Toda vida es apasionante.  Y lo es más si se trata de alguien que ha marcado la historia de la humanidad.  Al ver Diario de un motociclista, son muchas las ideas que se nos pasan por la mente.  Impresiona la personalidad del Che, sus decisiones, su camino, su vida, tanto más cuando uno conoce el final del relato.  Pero a la vez la película deja cierto sinsabor y múltiples preguntas de ese personaje tan fundamental.

El filme presenta dos arquetipos tremendamente exagerados: el joven médico cordobés que busca una carrera profesional y que para ello está dispuesto a hacer todo lo que fuera necesario, y el Che, que más bien está en un aprendizaje constante con la sensibilidad social a flor de piel.  Los dos personajes casi caricaturescos, tantas veces representados en cientos de historias, viven sus aventuras en la América Latina de ayer y de hoy, que grosso modo es más o menos la misma.
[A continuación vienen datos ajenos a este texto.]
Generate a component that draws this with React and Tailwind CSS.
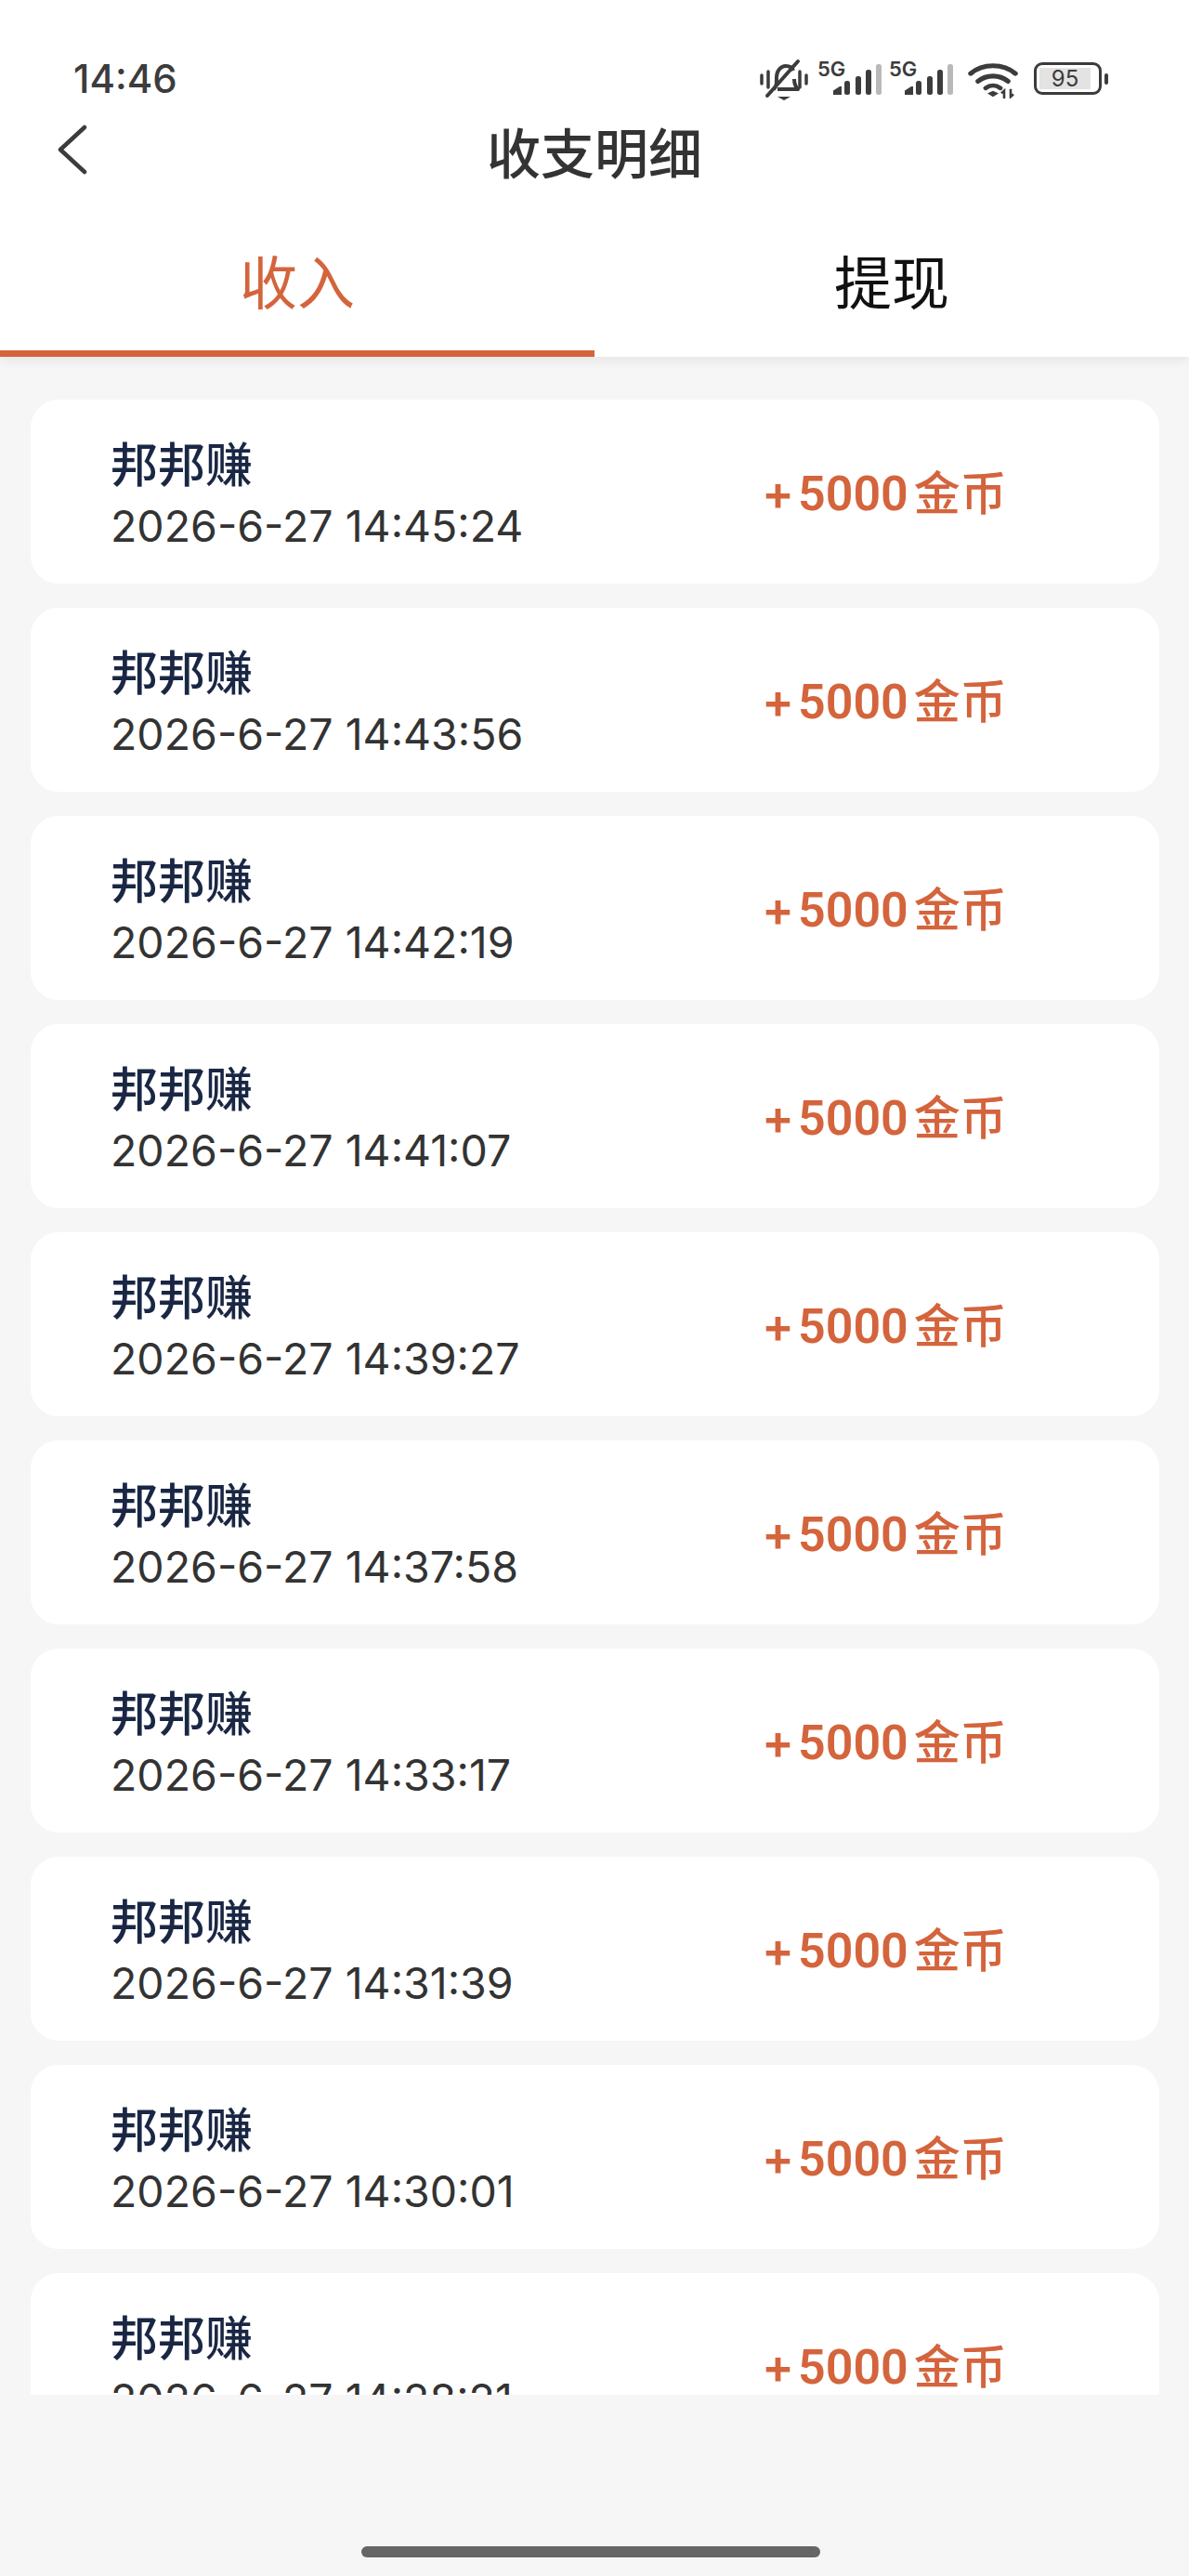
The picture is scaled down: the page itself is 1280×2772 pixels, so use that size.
import React from "react";

const times = ["14:45:24","14:43:56","14:42:19","14:41:07","14:39:27","14:37:58","14:33:17","14:31:39","14:30:01","14:28:21"];
const inter = { fontFamily: 'Inter, "Noto Sans CJK SC", sans-serif' };
const roboto = { fontFamily: 'Roboto, "Noto Sans CJK SC", sans-serif' };

function Signal() {
  return (
    <svg width="70" height="46" viewBox="0 -6 70 46" className="block">
      <text x="0" y="16" fontSize="22" fontWeight="600" fill="#3c3c3c" fontFamily="Inter, sans-serif">5G</text>
      <path d="M17 36v-4.5l7-4.5h2v9z" fill="#3c3c3c" />
      <rect x="29" y="21" width="6" height="15" rx="2.5" fill="#3c3c3c" />
      <rect x="41" y="16" width="6" height="20" rx="2.5" fill="#3c3c3c" />
      <rect x="52" y="9" width="6" height="27" rx="2.5" fill="#3c3c3c" />
      <rect x="63" y="3" width="6" height="33" rx="2.5" fill="#b9b9b9" />
    </svg>
  );
}

function StatusIcons() {
  return (
    <div className="flex items-start mt-[3px]">
      <svg width="52" height="46" viewBox="0 0 52 46" fill="none" stroke="#3c3c3c" className="block">
        <path d="M2 18v9M50 18v9" strokeWidth="3.5" strokeLinecap="round" />
        <path d="M9 14v17M43 14v17" strokeWidth="3.5" strokeLinecap="round" />
        <path d="M15 33c3-3 3-6 3-13c0-6 4-12 10-12c4 0 7 2 8 5M37 22c0 5 1 8 4 11H19" strokeWidth="4" strokeLinejoin="round" />
        <path d="M41 3 L8 40" strokeWidth="4" strokeLinecap="round" />
        <path d="M19 41h14l-7 4z" fill="#3c3c3c" stroke="none" />
      </svg>
      <div className="ml-[10px] -mt-[3px]"><Signal /></div>
      <div className="ml-[7px] -mt-[3px]"><Signal /></div>
      <svg width="54" height="39" viewBox="0 0 54 42" preserveAspectRatio="none" fill="none" stroke="#3c3c3c" className="block ml-[15px] mt-[4px]">
        <path d="M3 13C16 1 38 1 51 13" strokeWidth="5.5" strokeLinecap="round" />
        <path d="M11 22C20 14 34 14 43 22" strokeWidth="5.5" strokeLinecap="round" />
        <path d="M19 30c5-4 11-4 16 0" strokeWidth="5" strokeLinecap="round" />
        <path d="M21 36l6-3 6 3-6 4z" fill="#3c3c3c" stroke="none" />
        <path d="M39 42v-9l-3 3M46 31v9l3-3" strokeWidth="2.6" />
      </svg>
      <div className="ml-[17px] mt-[4px] flex items-center">
        <div className="w-[73px] h-[35px] rounded-[9px] border-[3px] border-[#3c3c3c] p-[3px] flex">
          <div className="w-[55px] h-full bg-[#e3e3e3] flex items-center justify-center text-[24px] leading-none text-[#3c3c3c]" style={inter}>95</div>
        </div>
        <div className="ml-[3px] w-[4px] h-[12px] rounded-[2px] bg-[#3c3c3c]" />
      </div>
    </div>
  );
}

function Row({ time }) {
  return (
    <div className="shrink-0 h-[198px] mx-[33px] w-[1215px] bg-white rounded-[30px] flex items-center pl-[86px]">
      <div className="flex-1 pt-[7px]">
        <div className="text-[51px] leading-[66px] font-medium text-[#1a2744]" style={inter}>邦邦赚</div>
        <div className="text-[46.5px] leading-[64px] font-normal text-[#333333]" style={inter}>2026-6-27 {time}</div>
      </div>
      <div className="w-[428px] pt-[4px] flex items-baseline text-[#d4643c] font-semibold" style={roboto}>
        <span className="text-[52px] leading-[66px] mr-[4px]" style={inter}>+</span>
        <span className="text-[52px] leading-[66px]">5000</span>
        <span className="text-[50px] leading-[66px] font-medium ml-[6px]">金币</span>
      </div>
    </div>
  );
}

export default function App() {
  return (
    <div className="w-[1280px] h-[2772px] bg-[#f6f6f6] flex flex-col overflow-hidden" style={inter}>
      <header className="bg-white shrink-0 shadow-[0_4px_12px_rgba(0,0,0,0.07)] relative z-10">
        <div className="h-[128px] flex items-start justify-between pl-[79px] pr-[87px] pt-[60px]">
          <span className="text-[42px] leading-[50px] font-medium text-[#3c3c3c]">14:46</span>
          <StatusIcons />
        </div>
        <div className="h-[76px] relative flex items-center justify-center">
          <svg width="32" height="54" viewBox="0 0 32 54" fill="none" stroke="#3c3c3c" strokeWidth="4.5" strokeLinecap="round" strokeLinejoin="round" className="absolute left-[62px] top-[6px]">
            <path d="M29 3L3 27l26 24" />
          </svg>
          <span className="text-[58px] leading-[76px] font-medium text-[#333333]">收支明细</span>
        </div>
        <div className="flex h-[180px]">
          <div className="flex-1 flex items-center justify-center pt-[30px] text-[62px] text-[#d4643c] border-b-[7px] border-[#d4643c]">收入</div>
          <div className="flex-1 flex items-center justify-center pt-[30px] text-[62px] text-[#111111] border-b-[7px] border-transparent">提现</div>
        </div>
      </header>
      <main className="h-[2193px] shrink-0 overflow-hidden flex flex-col gap-[26px] pt-[46px]">
        {times.map((t) => <Row key={t} time={t} />)}
      </main>
      <div className="flex-1 flex pl-[389px] pt-[163px]">
        <div className="w-[494px] h-[12px] rounded-full bg-[#666666]" />
      </div>
    </div>
  );
}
El corte en ese momento de la juventud del Che, nos deja la pregunta sobre las posibilidades de evolución de aquél estudiante de medicina.  Claro está que tenía un abanico de opciones hacia donde podía dirigir su vida.  El Che hubiera podido ser un gran médico y contribuir desde la ciencia a la cura de la lepra, o podría haberse quedado a vivir en la comunidad campesina luchando desde sus instrumentos científicos por la vida de los cientos de personas que requerían de un buen médico a la mano y que no busque realizar su carrera en un importante hospital urbano.  ¿Por qué el Che opta por el camino revolucionario? ¿Por qué deja la medicina y se convierte en un guerrillero?  ¿Cuáles las razones profundas que lo motivan?  Las respuestas pueden ser múltiples, y seguramente nadie puede responderlas con certeza.  Sin embargo es claro que en él se conjugan al menos tres matrices culturales: la medicina que pretende usar la ciencia para curar cuerpos; el discurso social y político que en la época será el marxismo; la ambición personal, muy legítima por cierto, de ser un protagonista en la historia y la consecuente urgencia por hacer algo para cambiar las cosas.  Pero volvamos a la película.

En ciertos pasajes, se muestra el purismo en el Che y la capacidad de transacción de su joven amigo.  A ratos, da la impresión que el Che tuviera la vida escrita por adelantado, y que sólo debe cumplir con el libreto que se le habría asignado.  Pero la vida -ninguna vida- es así.  Mirar la sucesión de acontecimientos de nuestra trayectoria como linealidad predeterminada no hace más que ocultar las verdaderas contradicciones de la condición humana.  Bien diría Marguerite Yourcenar que no somos una flecha lanzada directamente hacia un objetivo claramente definido desde el inicio de nuestro camino.  Por eso una parte del Che está contaminada de su amigo, y parte del amigo está presente en el Che.  Uno es uno mismo y el otro a la vez.

Y lo más apasionante del Che, o de tantas personas que marcan el ritmo de la historia, no son sus certezas sino sus dudas; no son sus momentos de claridad, sino sus contradicciones; no son sus aciertos, sino sus errores.  Si el Che tiene un valor, no es por su capacidad redentora y relativamente fácil de cumplir con una agenda, sino por su camino repleto de tensiones y ansiedades.  El Diario de un motociclista debe ser leído, creo, poniendo la atención sobre todo en los silencios, en lo no dicho, sólo así estaremos asistiendo a la apasionante vida de un gran personaje, y no a un redentor aburrido y predestinado.

Publicado originalmente en «Sueño Ligero. Memoria de la vida cotidiana», 2011.